→ **Exercise instructions**
Leave out every picture, then transcribe the rest of the listing exactly.

→ **Dataset section**
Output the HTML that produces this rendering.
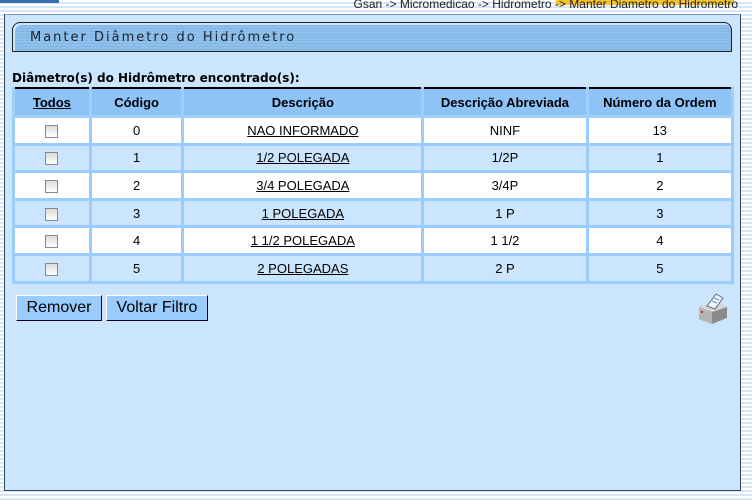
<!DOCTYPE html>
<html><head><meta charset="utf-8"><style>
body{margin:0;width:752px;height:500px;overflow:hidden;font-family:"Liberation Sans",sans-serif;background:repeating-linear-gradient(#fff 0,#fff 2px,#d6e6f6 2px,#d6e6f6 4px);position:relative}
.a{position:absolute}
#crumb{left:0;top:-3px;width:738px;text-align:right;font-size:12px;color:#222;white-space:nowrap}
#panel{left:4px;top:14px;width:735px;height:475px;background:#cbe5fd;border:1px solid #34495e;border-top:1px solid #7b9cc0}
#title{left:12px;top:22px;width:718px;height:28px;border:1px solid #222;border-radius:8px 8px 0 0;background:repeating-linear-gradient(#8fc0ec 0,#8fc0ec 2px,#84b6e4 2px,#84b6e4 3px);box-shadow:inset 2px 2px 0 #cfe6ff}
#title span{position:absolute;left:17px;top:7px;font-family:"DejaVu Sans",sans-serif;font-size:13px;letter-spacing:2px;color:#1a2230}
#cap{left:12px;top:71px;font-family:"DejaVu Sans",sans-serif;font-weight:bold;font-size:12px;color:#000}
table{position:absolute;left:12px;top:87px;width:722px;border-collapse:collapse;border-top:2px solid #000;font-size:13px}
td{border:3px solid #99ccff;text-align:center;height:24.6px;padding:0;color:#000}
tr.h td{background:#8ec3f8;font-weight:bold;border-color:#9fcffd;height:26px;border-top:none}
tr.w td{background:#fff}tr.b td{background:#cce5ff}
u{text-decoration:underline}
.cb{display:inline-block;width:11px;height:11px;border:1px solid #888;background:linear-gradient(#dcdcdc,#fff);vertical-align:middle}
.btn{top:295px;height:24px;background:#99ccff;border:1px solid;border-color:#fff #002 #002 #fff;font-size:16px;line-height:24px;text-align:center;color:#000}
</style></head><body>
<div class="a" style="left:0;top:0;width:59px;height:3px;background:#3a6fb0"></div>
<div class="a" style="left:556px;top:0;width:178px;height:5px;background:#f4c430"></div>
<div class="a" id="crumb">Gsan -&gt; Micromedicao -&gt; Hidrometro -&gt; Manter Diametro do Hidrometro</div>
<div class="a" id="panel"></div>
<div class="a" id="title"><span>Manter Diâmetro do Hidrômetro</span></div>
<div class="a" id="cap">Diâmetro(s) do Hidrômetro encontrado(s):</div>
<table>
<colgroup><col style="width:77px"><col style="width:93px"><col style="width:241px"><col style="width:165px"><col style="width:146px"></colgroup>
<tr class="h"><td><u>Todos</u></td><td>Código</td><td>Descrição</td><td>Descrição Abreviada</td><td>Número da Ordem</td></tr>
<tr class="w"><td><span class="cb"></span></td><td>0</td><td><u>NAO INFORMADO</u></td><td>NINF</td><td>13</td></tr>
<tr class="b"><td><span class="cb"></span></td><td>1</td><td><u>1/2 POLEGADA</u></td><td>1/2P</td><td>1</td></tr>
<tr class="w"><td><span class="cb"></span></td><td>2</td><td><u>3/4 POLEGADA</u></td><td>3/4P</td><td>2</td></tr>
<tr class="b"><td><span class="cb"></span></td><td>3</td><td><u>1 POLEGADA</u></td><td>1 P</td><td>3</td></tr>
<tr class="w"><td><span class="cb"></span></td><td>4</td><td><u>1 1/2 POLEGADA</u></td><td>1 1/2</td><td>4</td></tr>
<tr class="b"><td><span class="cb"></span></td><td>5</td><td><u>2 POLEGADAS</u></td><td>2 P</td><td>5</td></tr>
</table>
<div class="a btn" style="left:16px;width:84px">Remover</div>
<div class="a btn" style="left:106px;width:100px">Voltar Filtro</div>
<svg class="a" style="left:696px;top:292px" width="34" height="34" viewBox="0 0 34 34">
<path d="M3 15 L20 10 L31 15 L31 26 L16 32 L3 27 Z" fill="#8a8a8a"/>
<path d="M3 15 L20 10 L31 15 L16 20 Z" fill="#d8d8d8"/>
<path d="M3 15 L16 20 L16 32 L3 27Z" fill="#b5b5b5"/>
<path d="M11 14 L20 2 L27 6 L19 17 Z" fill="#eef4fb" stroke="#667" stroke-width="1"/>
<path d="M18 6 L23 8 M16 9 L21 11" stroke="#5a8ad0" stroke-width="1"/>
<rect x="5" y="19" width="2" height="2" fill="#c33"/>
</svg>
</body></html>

→ **Answer to this exercise**
Output the HTML that produces this rendering.
<!DOCTYPE html>
<html><head><meta charset="utf-8"><style>
body{margin:0;width:752px;height:500px;overflow:hidden;font-family:"Liberation Sans",sans-serif;background:repeating-linear-gradient(#fff 0,#fff 2px,#d6e6f6 2px,#d6e6f6 4px);position:relative}
.a{position:absolute}
#crumb{left:0;top:-3px;width:738px;text-align:right;font-size:12px;color:#222;white-space:nowrap}
#panel{left:4px;top:14px;width:735px;height:475px;background:#cbe5fd;border:1px solid #34495e;border-top:1px solid #7b9cc0}
#title{left:12px;top:22px;width:718px;height:28px;border:1px solid #222;border-radius:8px 8px 0 0;background:repeating-linear-gradient(#8fc0ec 0,#8fc0ec 2px,#84b6e4 2px,#84b6e4 3px);box-shadow:inset 2px 2px 0 #cfe6ff}
#title span{position:absolute;left:17px;top:7px;font-family:"DejaVu Sans",sans-serif;font-size:13px;letter-spacing:2px;color:#1a2230}
#cap{left:12px;top:71px;font-family:"DejaVu Sans",sans-serif;font-weight:bold;font-size:12px;color:#000}
table{position:absolute;left:12px;top:87px;width:722px;border-collapse:collapse;border-top:2px solid #000;font-size:13px}
td{border:3px solid #99ccff;text-align:center;height:24.6px;padding:0;color:#000}
tr.h td{background:#8ec3f8;font-weight:bold;border-color:#9fcffd;height:26px;border-top:none}
tr.w td{background:#fff}tr.b td{background:#cce5ff}
u{text-decoration:underline}
.cb{display:inline-block;width:11px;height:11px;border:1px solid #888;background:linear-gradient(#dcdcdc,#fff);vertical-align:middle}
.btn{top:295px;height:24px;background:#99ccff;border:1px solid;border-color:#fff #002 #002 #fff;font-size:16px;line-height:24px;text-align:center;color:#000}
</style></head><body>
<div class="a" style="left:0;top:0;width:59px;height:3px;background:#3a6fb0"></div>
<div class="a" style="left:556px;top:0;width:178px;height:5px;background:#f4c430"></div>
<div class="a" id="crumb">Gsan -&gt; Micromedicao -&gt; Hidrometro -&gt; Manter Diametro do Hidrometro</div>
<div class="a" id="panel"></div>
<div class="a" id="title"><span>Manter Diâmetro do Hidrômetro</span></div>
<div class="a" id="cap">Diâmetro(s) do Hidrômetro encontrado(s):</div>
<table>
<colgroup><col style="width:77px"><col style="width:93px"><col style="width:241px"><col style="width:165px"><col style="width:146px"></colgroup>
<tr class="h"><td><u>Todos</u></td><td>Código</td><td>Descrição</td><td>Descrição Abreviada</td><td>Número da Ordem</td></tr>
<tr class="w"><td><span class="cb"></span></td><td>0</td><td><u>NAO INFORMADO</u></td><td>NINF</td><td>13</td></tr>
<tr class="b"><td><span class="cb"></span></td><td>1</td><td><u>1/2 POLEGADA</u></td><td>1/2P</td><td>1</td></tr>
<tr class="w"><td><span class="cb"></span></td><td>2</td><td><u>3/4 POLEGADA</u></td><td>3/4P</td><td>2</td></tr>
<tr class="b"><td><span class="cb"></span></td><td>3</td><td><u>1 POLEGADA</u></td><td>1 P</td><td>3</td></tr>
<tr class="w"><td><span class="cb"></span></td><td>4</td><td><u>1 1/2 POLEGADA</u></td><td>1 1/2</td><td>4</td></tr>
<tr class="b"><td><span class="cb"></span></td><td>5</td><td><u>2 POLEGADAS</u></td><td>2 P</td><td>5</td></tr>
</table>
<div class="a btn" style="left:16px;width:84px">Remover</div>
<div class="a btn" style="left:106px;width:100px">Voltar Filtro</div>
<svg class="a" style="left:696px;top:292px" width="34" height="34" viewBox="0 0 34 34">
<path d="M3 15 L20 10 L31 15 L31 26 L16 32 L3 27 Z" fill="#8a8a8a"/>
<path d="M3 15 L20 10 L31 15 L16 20 Z" fill="#d8d8d8"/>
<path d="M3 15 L16 20 L16 32 L3 27Z" fill="#b5b5b5"/>
<path d="M11 14 L20 2 L27 6 L19 17 Z" fill="#eef4fb" stroke="#667" stroke-width="1"/>
<path d="M18 6 L23 8 M16 9 L21 11" stroke="#5a8ad0" stroke-width="1"/>
<rect x="5" y="19" width="2" height="2" fill="#c33"/>
</svg>
</body></html>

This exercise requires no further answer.